We bred HBV transgenic mice (lineage 1.3.32) [13] with mice carrying a floxed HNF4α (HNF4α fl/fl) allele [10] and albumin Cre (lineage B6.Cg-Tg(Alb-cre)21Mgn/J, Jackson Laboratory) transgene (AlbCre) [15] to generate HBVAlbCreHNF4αfl/fl transgenic mice. All the mouse strains had been crossed for twelve generations onto the SV129 genetic background [25] prior to generating the HBVAlbCreHNF4αfl/fl transgenic mice. Mice were screened for the HBV transgene, the AlbCre transgene and the floxed HNF4α allele by polymerase chain reaction (PCR) analysis of tail DNA [26]. The HBV transgene was identified by PCR analysis using the oligonucleotides, 5′-TCGATACCTGAACCTTTACCCCGTTGCCCG-3′ (oligo XpHNF4-1, HBV coordinates 1133 to 1159) and 5′-TCGAATTGCTGAGAGTCCAAGAGTCCTCTT-3′ (oligo CpHNF4-2, HBV coordinates 1683 to 1658), and 1 µl of tail DNA. A PCR product of 551 base pairs indicated the presence of the HBV transgene. The AlbCre transgene was identified by PCR analysis using the oligonucleotides, 5′-CCAGCTAAACATGCTTCATCGTCG-3′ (oligo CRE-1) and 5′-ATTCTCCCACCGTCAGTACGTGAG-3′ (oligo CRE-2), and 1 µl of tail DNA. A PCR product of 300 base pairs indicated the presence of the Cre transgene. The HNF4α wild-type and floxed alleles were identified by PCR analysis using the oligonucleotides, 5′-AGAATGACCCTGAAGCACCAGG-3′ (oligo prH4GTLP1-F1) and 5′-GCCAGAGGTCTGTGAAACAAGG-3′ (oligo prH4GT-LP1-R1), and 1 µl of tail DNA. PCR products of 180 and 241 base pairs indicated the presence of the wild-type and floxed HNF4α alleles, respectively [10]. Serum glucose levels were measured using a SureStep blood glucose meter (Lifescan).

HBV DNA and RNA analysis

Total DNA and RNA were isolated from liver of HBV transgenic mice as described [27], [28]. DNA (Southern) filter hybridization analyses were performed using 20 µg of HindIII digested DNA [27]. Filters were probed with 32P-labeled HBVayw genomic DNA [29] to detect HBV sequences. RNA (Northern) filter hybridization analyses were performed using 10 µg of total cellular RNA as described [27]. Filters were probed with 32P-labeled HBVayw genomic DNA to detect HBV sequences and mouse glyceraldehyde 3-phosphate dehydrogenase (GAPDH) cDNA to detect the GAPDH transcript used as an internal control [30]. Filter hybridization analyses were quantitated by phosphorimaging using a Packard Cyclone Storage Phosphor System.

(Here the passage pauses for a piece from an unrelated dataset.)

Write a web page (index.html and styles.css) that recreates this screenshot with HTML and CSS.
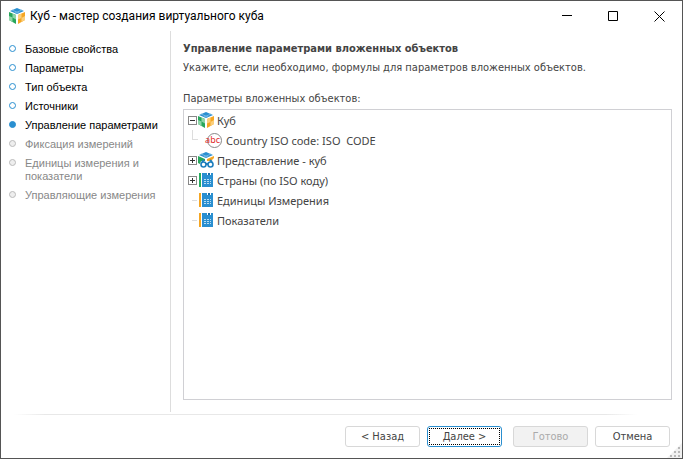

Reverse transcription-quantitative polymerase chain reaction was used to measure the level of HNF4α transcripts in mouse liver RNA. After DNase I treatment, 1 µg of RNA was used for cDNA synthesis using the TaqMan reverse transcription reagents (Applied Biosystems, Foster City, CA), followed by real-time PCR quantification using SYBR Green and an Applied Biosystems 7300 real-time thermocycler (Applied Biosystems). Thermal cycling consisted of an initial denaturation step for 10 min at 95°C followed by 40 cycles of denaturation (15 sec at 95°C) and annealing/extension (1 min at 60°C). The relative HNF4α RNA expression levels were estimated using the ΔΔCt method with normalization to mouse GAPDH RNA. The PCR primers used were 5′-TCAACGCGCTCCTGC-3′ (HNF4α exon 4 sense primer), 5′-AATCTTCTTTGCCCGAATGT-3′ (HNF4α exon 5 antisense primer), 5′-TCTGGAAAGCTGTGGCGTG-3′ (mouse GAPDH sense primer) and 5′-CCAGTGAGCTTCCCGTTCAG-3′ (mouse GAPDH antisense primer).